■ WHAT IS ASKED
State how many lines hold the word "React", with no other words.

■ SOURCE MATERIAL
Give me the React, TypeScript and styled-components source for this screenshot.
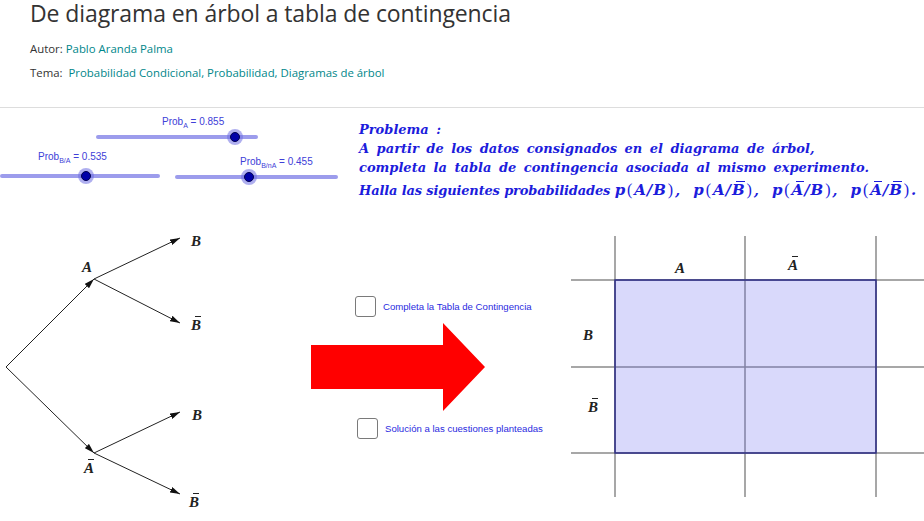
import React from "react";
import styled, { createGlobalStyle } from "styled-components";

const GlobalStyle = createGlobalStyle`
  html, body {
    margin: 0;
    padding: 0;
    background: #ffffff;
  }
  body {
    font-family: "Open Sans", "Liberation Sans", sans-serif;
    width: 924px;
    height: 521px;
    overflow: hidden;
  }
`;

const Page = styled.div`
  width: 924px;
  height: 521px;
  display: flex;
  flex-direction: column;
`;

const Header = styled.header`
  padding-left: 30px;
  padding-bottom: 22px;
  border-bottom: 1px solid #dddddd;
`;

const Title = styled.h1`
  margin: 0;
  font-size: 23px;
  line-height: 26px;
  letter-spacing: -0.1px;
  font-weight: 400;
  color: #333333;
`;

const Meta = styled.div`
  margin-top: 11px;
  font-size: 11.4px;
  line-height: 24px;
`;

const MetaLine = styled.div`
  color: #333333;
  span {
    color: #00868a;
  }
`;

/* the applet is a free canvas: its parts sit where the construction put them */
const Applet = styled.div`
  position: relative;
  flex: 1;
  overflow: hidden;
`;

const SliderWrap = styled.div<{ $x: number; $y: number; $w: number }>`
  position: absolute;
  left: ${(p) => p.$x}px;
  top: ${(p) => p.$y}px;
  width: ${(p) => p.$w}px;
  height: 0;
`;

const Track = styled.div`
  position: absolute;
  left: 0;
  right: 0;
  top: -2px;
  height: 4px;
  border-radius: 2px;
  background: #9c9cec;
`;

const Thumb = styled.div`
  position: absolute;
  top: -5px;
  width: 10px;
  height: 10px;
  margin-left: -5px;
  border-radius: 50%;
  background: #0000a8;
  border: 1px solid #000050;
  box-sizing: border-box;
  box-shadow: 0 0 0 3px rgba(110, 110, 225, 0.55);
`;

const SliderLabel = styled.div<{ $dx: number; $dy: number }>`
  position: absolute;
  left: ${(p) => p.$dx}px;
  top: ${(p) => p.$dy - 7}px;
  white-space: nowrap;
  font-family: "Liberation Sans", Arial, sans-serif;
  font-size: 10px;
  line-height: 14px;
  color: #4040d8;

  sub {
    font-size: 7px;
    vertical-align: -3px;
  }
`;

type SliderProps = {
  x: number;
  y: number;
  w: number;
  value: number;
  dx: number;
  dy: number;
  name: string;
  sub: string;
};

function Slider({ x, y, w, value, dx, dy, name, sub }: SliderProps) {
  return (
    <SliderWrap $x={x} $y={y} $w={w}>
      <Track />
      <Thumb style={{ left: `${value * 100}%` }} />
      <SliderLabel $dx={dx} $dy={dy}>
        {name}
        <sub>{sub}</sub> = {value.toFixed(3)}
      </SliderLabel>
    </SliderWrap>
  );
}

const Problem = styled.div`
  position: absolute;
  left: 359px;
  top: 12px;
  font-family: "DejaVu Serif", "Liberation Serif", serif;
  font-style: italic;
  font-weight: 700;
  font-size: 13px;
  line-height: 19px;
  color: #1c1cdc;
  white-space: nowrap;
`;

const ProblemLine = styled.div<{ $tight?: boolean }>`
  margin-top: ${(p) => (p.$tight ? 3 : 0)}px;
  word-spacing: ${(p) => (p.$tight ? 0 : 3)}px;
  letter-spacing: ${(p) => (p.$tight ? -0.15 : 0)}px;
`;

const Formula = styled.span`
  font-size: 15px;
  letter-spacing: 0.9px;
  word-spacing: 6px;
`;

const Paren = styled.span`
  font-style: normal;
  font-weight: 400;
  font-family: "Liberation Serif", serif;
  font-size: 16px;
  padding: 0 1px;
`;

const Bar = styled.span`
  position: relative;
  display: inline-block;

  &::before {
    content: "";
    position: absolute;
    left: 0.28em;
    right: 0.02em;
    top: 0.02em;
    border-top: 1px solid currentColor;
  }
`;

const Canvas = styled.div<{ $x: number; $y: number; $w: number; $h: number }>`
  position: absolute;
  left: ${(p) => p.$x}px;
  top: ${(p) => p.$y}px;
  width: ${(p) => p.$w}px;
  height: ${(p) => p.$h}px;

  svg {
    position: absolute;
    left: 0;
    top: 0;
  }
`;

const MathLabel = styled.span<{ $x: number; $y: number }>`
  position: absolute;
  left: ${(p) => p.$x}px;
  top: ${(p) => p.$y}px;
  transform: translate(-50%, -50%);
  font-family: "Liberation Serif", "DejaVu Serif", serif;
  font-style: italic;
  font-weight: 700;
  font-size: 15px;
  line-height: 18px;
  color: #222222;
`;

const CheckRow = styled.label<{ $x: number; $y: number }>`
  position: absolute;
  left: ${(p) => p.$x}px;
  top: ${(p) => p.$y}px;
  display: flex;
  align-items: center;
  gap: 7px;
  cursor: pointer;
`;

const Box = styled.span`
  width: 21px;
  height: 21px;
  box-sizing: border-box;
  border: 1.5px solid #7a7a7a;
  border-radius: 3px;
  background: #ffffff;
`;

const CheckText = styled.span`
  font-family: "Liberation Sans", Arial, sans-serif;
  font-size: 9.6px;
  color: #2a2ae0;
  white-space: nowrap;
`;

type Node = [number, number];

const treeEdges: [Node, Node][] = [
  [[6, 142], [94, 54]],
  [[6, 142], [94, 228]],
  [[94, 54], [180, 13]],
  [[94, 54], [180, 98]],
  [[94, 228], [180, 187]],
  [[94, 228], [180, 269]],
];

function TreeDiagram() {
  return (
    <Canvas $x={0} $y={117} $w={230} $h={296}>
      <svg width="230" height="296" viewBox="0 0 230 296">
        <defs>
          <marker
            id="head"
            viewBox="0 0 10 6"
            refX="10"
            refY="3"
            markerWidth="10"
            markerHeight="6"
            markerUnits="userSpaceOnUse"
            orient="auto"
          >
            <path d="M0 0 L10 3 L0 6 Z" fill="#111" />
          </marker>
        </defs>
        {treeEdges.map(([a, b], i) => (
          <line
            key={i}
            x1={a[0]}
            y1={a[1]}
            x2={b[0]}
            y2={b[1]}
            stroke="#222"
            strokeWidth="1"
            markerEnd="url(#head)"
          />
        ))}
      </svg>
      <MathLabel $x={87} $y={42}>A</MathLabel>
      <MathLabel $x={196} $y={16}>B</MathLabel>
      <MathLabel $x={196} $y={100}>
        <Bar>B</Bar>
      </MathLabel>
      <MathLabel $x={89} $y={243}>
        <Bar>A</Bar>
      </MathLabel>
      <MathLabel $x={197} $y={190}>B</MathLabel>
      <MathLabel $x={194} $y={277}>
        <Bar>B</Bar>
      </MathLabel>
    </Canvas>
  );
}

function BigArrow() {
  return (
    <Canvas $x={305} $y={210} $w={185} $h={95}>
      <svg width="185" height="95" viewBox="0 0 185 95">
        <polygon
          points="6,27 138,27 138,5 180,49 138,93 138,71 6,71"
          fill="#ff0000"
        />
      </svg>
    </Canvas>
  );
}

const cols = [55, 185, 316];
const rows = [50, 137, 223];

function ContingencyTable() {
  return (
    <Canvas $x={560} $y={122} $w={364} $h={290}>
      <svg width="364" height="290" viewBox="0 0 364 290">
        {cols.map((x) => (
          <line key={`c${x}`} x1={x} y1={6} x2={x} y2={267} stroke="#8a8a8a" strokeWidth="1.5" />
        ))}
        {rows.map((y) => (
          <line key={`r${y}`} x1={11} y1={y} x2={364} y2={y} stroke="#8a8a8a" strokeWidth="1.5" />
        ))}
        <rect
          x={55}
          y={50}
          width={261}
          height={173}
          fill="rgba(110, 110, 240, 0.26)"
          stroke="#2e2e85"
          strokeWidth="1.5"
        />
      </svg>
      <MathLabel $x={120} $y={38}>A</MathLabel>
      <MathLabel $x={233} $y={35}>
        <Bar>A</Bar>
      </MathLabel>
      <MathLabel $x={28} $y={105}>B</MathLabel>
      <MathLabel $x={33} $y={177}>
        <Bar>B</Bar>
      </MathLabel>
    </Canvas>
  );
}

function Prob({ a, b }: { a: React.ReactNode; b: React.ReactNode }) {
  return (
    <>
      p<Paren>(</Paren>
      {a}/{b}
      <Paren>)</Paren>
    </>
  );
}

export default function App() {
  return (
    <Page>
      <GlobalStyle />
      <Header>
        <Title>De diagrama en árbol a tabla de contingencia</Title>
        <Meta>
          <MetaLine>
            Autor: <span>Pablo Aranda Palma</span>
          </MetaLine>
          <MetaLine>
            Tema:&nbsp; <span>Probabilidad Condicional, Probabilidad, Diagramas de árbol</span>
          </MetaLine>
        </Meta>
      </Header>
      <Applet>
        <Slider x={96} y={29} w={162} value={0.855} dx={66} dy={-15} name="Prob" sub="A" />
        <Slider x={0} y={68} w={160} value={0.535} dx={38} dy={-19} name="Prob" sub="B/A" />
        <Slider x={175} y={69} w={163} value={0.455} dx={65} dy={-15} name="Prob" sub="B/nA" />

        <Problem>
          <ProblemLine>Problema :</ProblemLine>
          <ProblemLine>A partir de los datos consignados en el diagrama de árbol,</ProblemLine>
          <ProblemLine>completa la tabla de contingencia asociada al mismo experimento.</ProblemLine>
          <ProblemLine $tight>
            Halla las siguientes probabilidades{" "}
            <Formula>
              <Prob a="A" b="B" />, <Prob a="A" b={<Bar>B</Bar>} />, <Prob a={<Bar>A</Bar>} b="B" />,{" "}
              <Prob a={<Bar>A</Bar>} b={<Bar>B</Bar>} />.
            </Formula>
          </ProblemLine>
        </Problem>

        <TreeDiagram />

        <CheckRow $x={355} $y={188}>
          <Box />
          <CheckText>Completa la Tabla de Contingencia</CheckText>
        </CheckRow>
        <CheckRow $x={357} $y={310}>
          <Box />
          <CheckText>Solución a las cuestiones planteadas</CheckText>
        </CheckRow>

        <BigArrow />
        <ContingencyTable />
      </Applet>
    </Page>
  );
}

■ WRITTEN ANSWER
3